Well, IIRC, the Bat’leth is based on an Indian weapon of sorts…don’t ask for a cite, I just remember it from somewhere…

I believe, the Klingon, being taller and stronger, can easily handle the “unwieldy” batleth. Also, there is an art form to it. You don’t pick one up and start swinging. I imagine young Klingon children take classes, akin to youth karate classes here on Earth. :wink:

I found their weapons appropriate. Klingons revere honor and blood-spilling, and I would assume it’s a matter of great warrior pride to get up close enough to an enemy and look in his eyes while you’re gutting him.

BTW, click the “Klingon Imperial Weapons Guild” link in the OP, click the “Kri’stak Collection” button at the top of the welcome page, and you’ll see a page of pix of various Klingon weapons – some are recognizable variants of weapons you’ll find in human museums, but others seem to have been designed under the influence of LSD-laced bloodwine. Like, what use is a meqleH? Or a qutluch?

Or an 11th century human with a long bow. Or…the list could go on. Watching the history channel I’m amazed (and depressed) by the ingenuity of our weapons.

But. Berhaps the bat’leth is more just the hold over from their past. Not their most effecient weapon, just the one that was associated with “noble” combat.

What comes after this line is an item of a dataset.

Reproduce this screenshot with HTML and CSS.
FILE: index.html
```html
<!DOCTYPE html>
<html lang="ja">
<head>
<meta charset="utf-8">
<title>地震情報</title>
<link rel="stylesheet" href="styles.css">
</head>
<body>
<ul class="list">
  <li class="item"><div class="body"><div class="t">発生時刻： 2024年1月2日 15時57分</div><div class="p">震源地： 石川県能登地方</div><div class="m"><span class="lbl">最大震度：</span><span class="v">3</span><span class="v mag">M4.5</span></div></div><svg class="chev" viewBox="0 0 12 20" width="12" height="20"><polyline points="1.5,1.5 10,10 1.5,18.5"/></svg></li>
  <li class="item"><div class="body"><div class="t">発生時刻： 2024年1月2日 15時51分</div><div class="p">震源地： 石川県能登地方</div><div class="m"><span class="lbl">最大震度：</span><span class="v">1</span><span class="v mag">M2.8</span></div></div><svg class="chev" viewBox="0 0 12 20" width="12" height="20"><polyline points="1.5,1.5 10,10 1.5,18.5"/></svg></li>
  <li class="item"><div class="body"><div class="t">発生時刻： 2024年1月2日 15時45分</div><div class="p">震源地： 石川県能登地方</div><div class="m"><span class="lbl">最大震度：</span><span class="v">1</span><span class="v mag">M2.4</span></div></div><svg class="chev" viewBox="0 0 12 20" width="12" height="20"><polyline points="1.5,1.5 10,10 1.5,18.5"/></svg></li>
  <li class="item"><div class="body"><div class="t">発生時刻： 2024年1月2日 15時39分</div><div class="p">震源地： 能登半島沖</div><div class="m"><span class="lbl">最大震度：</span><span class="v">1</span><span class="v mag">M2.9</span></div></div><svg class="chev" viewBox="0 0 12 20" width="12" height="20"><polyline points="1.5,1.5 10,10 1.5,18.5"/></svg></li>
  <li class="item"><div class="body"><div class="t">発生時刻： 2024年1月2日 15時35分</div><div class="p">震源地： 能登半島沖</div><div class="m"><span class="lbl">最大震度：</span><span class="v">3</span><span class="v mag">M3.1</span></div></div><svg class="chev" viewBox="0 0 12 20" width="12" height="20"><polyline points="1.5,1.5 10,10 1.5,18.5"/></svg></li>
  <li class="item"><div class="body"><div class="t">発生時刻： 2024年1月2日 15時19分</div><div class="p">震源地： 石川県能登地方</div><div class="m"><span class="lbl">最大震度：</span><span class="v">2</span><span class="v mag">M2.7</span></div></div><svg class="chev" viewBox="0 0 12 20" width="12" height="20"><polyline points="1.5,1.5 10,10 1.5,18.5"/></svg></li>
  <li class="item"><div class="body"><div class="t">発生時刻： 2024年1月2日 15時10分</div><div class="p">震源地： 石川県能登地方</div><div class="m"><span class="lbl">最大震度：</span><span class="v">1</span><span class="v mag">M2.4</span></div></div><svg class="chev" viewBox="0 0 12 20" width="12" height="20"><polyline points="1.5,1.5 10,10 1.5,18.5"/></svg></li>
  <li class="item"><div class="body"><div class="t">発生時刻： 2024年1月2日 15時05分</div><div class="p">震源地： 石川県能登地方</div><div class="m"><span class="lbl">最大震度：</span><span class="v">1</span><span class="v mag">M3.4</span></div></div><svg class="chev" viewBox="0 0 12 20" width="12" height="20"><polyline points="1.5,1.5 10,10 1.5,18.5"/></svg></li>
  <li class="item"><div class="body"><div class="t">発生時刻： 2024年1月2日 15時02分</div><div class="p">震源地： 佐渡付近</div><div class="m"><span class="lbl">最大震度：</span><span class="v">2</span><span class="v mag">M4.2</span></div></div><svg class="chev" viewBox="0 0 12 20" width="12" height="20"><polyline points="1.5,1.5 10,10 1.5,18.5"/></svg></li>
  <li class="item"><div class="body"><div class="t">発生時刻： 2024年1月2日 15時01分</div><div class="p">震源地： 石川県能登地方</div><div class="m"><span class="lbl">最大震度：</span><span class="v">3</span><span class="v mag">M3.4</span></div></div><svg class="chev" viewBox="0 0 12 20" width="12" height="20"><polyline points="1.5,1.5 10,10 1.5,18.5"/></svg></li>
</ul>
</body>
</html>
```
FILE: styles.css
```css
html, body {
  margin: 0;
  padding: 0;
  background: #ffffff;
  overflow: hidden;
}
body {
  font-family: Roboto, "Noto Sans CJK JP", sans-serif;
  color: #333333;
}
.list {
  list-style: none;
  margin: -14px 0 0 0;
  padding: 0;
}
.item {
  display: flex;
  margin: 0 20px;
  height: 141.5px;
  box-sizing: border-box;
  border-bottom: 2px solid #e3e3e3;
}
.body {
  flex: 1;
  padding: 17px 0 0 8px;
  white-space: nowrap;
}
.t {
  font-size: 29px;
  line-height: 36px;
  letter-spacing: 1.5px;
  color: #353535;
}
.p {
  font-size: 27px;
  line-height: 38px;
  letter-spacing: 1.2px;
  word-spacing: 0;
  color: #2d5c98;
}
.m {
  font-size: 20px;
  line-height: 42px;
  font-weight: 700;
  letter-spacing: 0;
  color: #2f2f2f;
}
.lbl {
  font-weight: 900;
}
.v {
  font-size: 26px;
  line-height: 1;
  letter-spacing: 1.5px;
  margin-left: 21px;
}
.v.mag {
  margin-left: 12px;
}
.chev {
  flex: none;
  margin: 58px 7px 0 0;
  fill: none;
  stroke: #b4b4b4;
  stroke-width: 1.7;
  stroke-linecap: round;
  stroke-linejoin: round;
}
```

Just like we still sword fight but we don’t shoot arrows (at each other that is).

In the Discworld novel Thud!, Terry Pratchett describes the trend of elaborate, overloaded, excessively-edged, intimidating-looking (dwarf) weaponry as “clang”.

Any chance we can start a meme to get that applied to Klingons?

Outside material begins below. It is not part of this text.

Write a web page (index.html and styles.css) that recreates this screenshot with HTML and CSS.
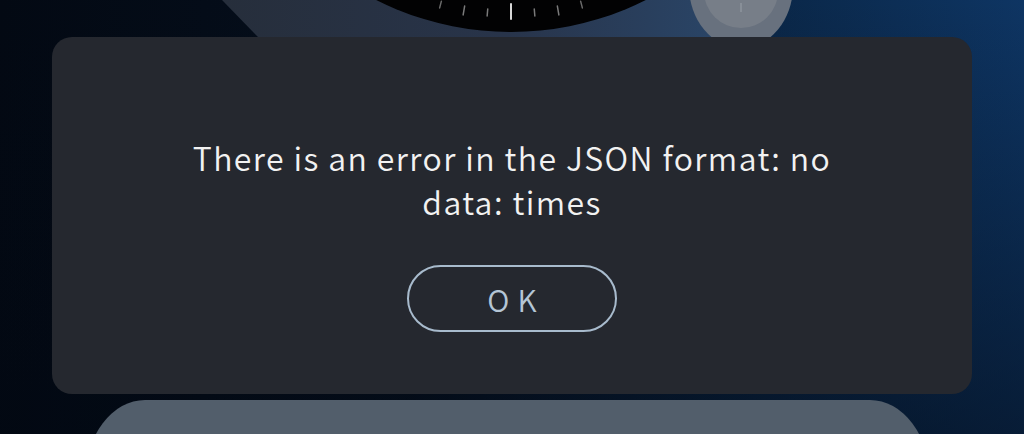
FILE: index.html
```html
<!DOCTYPE html>
<html lang="en">
<head>
    <meta charset="UTF-8">
    <meta name="viewport" content="width=device-width, initial-scale=1.0">
    <title>Error</title>
    <link rel="stylesheet" href="styles.css">
</head>
<body>
    <div class="scene">
        <!-- watch face peeking out above the dialog -->
        <svg class="scene-art" width="1024" height="37" viewBox="0 0 1024 37">
            <defs>
                <linearGradient id="deviceFill" x1="0" y1="0" x2="1" y2="0">
                    <stop offset="0" stop-color="#262e3b"/>
                    <stop offset="0.5" stop-color="#28344a"/>
                    <stop offset="1" stop-color="#2a4a70"/>
                </linearGradient>
            </defs>
            <polygon points="222,0 258,37 760,37 790,0" fill="url(#deviceFill)"/>
            <circle cx="511" cy="-268" r="300" fill="#020203"/>
            <g transform="translate(511 -268)" stroke-linecap="round">
                <line x1="0" y1="272" x2="0" y2="287" stroke="#d8d8d8" stroke-width="2"/>
                <line x1="0" y1="278" x2="0" y2="285" stroke="#7a7a7a" stroke-width="1.5" transform="rotate(4.8)"/>
                <line x1="0" y1="278" x2="0" y2="285" stroke="#7a7a7a" stroke-width="1.5" transform="rotate(-4.8)"/>
                <line x1="0" y1="278" x2="0" y2="287" stroke="#7a7a7a" stroke-width="1.5" transform="rotate(9.6)"/>
                <line x1="0" y1="278" x2="0" y2="287" stroke="#7a7a7a" stroke-width="1.5" transform="rotate(-9.6)"/>
                <line x1="0" y1="278" x2="0" y2="285" stroke="#6a6a6a" stroke-width="1.5" transform="rotate(14.5)"/>
                <line x1="0" y1="278" x2="0" y2="285" stroke="#6a6a6a" stroke-width="1.5" transform="rotate(-14.5)"/>
            </g>
            <ellipse cx="741" cy="-14" rx="52" ry="62" fill="#68717e"/>
            <circle cx="741" cy="-9" r="37" fill="#777e88"/>
            <line x1="741" y1="3" x2="741" y2="12" stroke="#9aa0a8" stroke-width="1"/>
        </svg>
    </div>

    <div class="dialog">
        <p class="message">There is an error in the JSON format: no<br>data: times</p>
        <button class="ok-button">OK</button>
    </div>

    <div class="panel"></div>
</body>
</html>
```

FILE: styles.css
```css
* {
    margin: 0;
    padding: 0;
    box-sizing: border-box;
}

body {
    width: 1024px;
    height: 434px;
    overflow: hidden;
    font-family: 'Noto Sans CJK JP', 'Noto Sans', sans-serif;
    background:
        linear-gradient(180deg, rgba(2, 8, 18, 0) 0%, rgba(2, 8, 18, 0.55) 100%),
        linear-gradient(90deg, #030913 0%, #050f1d 40%, #0a2748 75%, #0e3563 100%);
}

.scene {
    height: 37px;
}

.scene-art {
    display: block;
}

.dialog {
    margin: 0 52px;
    height: 357px;
    background: #25282f;
    border-radius: 20px;
    display: flex;
    flex-direction: column;
    align-items: center;
    padding-top: 98px;
}

.message {
    color: #f2f2f2;
    font-size: 32px;
    font-weight: 350;
    letter-spacing: 1.4px;
    line-height: 44px;
    text-align: center;
}

.ok-button {
    margin-top: 42px;
    width: 210px;
    height: 67px;
    border: 2px solid #a8bbcd;
    border-radius: 34px;
    background: transparent;
    color: #b4c5d5;
    font-family: inherit;
    font-size: 30px;
    font-weight: 350;
    letter-spacing: 8px;
    text-indent: 8px;
}

.panel {
    margin: 6px 94px 0 85px;
    height: 80px;
    background: #525e6b;
    border-radius: 60px 60px 0 0 / 80px 80px 0 0;
}
```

I’ve always told myself that the TNG and later Klingons are so ridiculous because a social conservative movement gained power on the Klingon homeworld after they “lost” the war with the Federation, prompting them to revive what might otherwise have been considered archaic or medieval ideas or customs. Of course, their best source for such ideas and customs would have been dramas or songs or the like rather than actual histories, and so when put into practice the old-time ideas seem silly or self-deprecating to outsiders. (One might similarly imagine Americans acting like John Wayne in the wake of a nuclear war.) There’s absolutely no canonical support for this idea as far as I know - it’s just what helps me sleep at night.

Good point – but I recall a TNG episode, “Reunion,” where Worf, armed with a bat’leth, duels Duras, armed with some kind of longsword, and Worf wins. I don’ buy it.

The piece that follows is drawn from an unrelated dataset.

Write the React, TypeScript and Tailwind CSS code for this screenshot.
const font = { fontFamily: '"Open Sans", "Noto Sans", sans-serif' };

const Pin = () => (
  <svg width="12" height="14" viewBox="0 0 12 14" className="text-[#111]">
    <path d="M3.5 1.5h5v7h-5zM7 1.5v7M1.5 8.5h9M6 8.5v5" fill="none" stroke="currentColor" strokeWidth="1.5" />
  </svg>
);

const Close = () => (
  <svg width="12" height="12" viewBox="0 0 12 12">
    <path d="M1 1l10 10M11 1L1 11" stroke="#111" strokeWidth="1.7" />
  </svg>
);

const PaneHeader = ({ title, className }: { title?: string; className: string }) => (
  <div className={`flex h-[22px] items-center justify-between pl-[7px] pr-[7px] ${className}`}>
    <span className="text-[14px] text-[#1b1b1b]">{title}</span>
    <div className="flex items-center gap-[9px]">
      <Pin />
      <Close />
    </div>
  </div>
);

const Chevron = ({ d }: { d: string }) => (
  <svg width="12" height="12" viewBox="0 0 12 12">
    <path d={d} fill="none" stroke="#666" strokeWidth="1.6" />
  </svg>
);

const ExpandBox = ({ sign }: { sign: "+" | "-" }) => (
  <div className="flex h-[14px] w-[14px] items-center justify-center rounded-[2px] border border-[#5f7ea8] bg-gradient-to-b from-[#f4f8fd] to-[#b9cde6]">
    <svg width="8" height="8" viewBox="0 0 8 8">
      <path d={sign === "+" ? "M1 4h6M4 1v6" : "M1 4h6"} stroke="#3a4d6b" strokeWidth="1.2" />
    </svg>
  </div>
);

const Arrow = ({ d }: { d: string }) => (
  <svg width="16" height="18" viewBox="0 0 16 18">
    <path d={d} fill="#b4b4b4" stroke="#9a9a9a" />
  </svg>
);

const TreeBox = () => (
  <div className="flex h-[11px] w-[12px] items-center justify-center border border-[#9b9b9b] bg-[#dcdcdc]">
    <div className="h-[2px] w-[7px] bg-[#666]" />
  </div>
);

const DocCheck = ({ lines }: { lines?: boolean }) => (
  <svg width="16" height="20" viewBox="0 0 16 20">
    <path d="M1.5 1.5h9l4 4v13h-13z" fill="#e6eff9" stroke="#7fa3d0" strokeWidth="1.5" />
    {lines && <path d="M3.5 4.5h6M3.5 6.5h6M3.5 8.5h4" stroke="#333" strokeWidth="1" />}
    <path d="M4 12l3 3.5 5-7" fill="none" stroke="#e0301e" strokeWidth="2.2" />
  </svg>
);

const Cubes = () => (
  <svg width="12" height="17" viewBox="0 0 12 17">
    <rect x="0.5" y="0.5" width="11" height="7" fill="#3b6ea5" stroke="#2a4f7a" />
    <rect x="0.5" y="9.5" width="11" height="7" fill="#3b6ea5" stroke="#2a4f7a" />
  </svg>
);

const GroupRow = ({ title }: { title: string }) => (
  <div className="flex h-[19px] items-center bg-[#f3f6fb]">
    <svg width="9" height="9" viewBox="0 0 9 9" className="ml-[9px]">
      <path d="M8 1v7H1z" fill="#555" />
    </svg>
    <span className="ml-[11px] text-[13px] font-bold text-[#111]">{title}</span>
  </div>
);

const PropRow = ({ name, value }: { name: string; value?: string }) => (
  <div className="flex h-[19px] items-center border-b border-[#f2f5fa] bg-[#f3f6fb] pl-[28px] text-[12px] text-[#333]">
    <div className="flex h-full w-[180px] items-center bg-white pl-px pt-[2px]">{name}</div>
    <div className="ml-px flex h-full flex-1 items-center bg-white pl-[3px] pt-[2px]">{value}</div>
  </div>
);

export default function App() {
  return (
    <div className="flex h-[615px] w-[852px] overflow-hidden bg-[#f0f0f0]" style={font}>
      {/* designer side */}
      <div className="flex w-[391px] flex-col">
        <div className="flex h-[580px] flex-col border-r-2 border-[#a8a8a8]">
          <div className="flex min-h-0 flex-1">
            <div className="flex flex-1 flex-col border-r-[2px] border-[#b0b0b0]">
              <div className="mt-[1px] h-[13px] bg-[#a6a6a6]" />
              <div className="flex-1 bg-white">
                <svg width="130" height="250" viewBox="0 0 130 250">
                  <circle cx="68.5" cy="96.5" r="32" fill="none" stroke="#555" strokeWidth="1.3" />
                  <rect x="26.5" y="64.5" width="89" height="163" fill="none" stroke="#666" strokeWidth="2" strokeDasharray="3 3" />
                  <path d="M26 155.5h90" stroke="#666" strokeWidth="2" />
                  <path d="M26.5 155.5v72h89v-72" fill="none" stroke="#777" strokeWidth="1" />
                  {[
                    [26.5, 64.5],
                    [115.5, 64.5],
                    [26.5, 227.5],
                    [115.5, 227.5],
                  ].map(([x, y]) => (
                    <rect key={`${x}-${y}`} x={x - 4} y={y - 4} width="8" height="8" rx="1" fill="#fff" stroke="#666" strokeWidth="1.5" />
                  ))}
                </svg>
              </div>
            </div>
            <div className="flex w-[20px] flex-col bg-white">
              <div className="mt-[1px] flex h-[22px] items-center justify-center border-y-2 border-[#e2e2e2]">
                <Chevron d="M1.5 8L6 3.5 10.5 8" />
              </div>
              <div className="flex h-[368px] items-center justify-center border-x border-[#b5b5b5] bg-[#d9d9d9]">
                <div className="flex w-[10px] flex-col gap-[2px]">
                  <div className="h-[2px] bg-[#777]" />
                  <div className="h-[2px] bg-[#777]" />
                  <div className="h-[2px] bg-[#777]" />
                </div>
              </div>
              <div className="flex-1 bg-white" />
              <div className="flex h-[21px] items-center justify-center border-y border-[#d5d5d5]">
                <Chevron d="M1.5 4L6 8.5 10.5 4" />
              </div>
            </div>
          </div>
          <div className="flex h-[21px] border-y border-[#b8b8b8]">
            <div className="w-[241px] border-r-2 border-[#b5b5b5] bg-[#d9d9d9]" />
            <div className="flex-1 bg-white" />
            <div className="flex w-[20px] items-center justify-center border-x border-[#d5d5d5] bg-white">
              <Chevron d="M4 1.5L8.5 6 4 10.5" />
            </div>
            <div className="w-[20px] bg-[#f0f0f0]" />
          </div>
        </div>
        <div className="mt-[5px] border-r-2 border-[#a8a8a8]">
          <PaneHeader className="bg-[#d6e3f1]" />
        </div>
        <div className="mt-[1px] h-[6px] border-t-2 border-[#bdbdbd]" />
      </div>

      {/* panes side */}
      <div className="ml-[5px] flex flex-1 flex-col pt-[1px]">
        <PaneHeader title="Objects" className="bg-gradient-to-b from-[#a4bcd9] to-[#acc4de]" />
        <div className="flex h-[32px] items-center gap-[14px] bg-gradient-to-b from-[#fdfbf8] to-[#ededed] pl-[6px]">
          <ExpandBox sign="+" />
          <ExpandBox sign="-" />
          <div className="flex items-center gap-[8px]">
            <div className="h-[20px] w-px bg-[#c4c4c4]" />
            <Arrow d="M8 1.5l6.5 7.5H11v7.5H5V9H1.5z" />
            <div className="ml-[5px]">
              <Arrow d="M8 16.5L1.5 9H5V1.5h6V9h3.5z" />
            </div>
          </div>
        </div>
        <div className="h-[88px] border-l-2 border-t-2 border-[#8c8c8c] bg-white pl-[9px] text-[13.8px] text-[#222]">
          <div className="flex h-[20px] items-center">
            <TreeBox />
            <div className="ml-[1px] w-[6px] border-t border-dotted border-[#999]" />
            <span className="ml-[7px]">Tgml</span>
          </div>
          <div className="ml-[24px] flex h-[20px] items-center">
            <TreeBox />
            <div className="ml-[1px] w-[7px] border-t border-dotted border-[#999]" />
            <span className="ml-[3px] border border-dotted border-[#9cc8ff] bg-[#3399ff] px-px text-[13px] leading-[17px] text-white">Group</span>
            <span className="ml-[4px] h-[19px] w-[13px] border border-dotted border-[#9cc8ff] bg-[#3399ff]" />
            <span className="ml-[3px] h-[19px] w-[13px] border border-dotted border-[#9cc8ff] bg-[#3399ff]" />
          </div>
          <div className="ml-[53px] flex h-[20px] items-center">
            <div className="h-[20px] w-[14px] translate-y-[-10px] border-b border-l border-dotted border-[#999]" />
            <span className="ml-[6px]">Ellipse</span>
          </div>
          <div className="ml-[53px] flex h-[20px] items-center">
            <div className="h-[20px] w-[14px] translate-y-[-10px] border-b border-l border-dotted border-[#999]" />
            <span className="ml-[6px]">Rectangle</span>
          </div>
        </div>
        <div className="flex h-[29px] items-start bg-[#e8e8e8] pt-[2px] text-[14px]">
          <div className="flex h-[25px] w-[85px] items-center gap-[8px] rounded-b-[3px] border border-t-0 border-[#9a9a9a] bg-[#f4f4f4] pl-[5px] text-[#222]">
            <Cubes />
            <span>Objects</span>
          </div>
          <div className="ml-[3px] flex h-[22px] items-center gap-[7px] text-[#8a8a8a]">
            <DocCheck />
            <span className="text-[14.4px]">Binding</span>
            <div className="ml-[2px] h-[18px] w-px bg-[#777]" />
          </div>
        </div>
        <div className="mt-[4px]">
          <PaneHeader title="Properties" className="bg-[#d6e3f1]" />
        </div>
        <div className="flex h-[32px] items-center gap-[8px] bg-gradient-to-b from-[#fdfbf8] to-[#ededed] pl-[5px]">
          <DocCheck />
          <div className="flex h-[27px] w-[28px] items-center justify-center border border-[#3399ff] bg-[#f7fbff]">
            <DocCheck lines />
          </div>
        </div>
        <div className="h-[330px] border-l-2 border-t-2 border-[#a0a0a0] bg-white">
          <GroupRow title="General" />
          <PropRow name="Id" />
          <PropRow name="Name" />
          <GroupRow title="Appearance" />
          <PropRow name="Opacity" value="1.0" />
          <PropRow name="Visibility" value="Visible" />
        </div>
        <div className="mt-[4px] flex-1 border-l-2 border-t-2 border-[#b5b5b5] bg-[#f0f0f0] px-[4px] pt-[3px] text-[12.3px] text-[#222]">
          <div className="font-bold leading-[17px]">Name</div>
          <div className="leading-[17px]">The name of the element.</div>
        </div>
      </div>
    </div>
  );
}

Go to your local cutlery store, or the sword table at any flea market, and you will see an astounding collection of “spikey pointy weapony things” some of which make the bat’leth look downright practical.

Oddly enough if you do a websearch, there are people who will actually teach you to use a bat'leth.

I know. And I doubt a single one of them would be worth remembering for later use, if fate should send me on a “Connecticut Yankee” trip to the past.

I seem to recall that there was a real-world weapon like that in the 17th-18th century. The idea was, you could catch a rapier between the prongs, twist your wrist, and either disarm your opponent or snap the blade of his sword. What good that would be against a bat’leh, I can’t say.

The bat’leh itself seems to exsist primarily to make lightsabers seem practical by comparison.

How about if the Air Force invents it?

They’re even calling it a PHaSR!
So far it just interferes with vision, but give it time…

You might have to spell it “klang” :stuck_out_tongue:

Over-elaborate dwarf weaponry? What is that, like a bear claw with sprinkles?

B’Lingh.

I always thought that Klingon weaponry was over ornate to distract you from their strange noggins.

Assuming the prongs work in the same manner as similar human daggers: the idea is put it in your foe up to the hilt, trigger the prongs, then twist.

Goddammit, I wanted to make this joke!

Klang makes more sense to me than what we’ve seen of traditional Vulcan weaponry. The lirpa and the ahn’woon? Please.

Klingon weapons are ridiculous because most things about Klingons are ridiculous; in fact most things about aliens in the ST universe are ridiculous, because they aren’t alien at all, just gross exaggerations of a subset of human traits.

Why? Twisting the blade itself should do enough damage to make the prongs negligible – in fact, the prongs would only interfere with the twisting. And what’s the point of having the prongs folded up and spring-loaded, instead of stationary and always-there?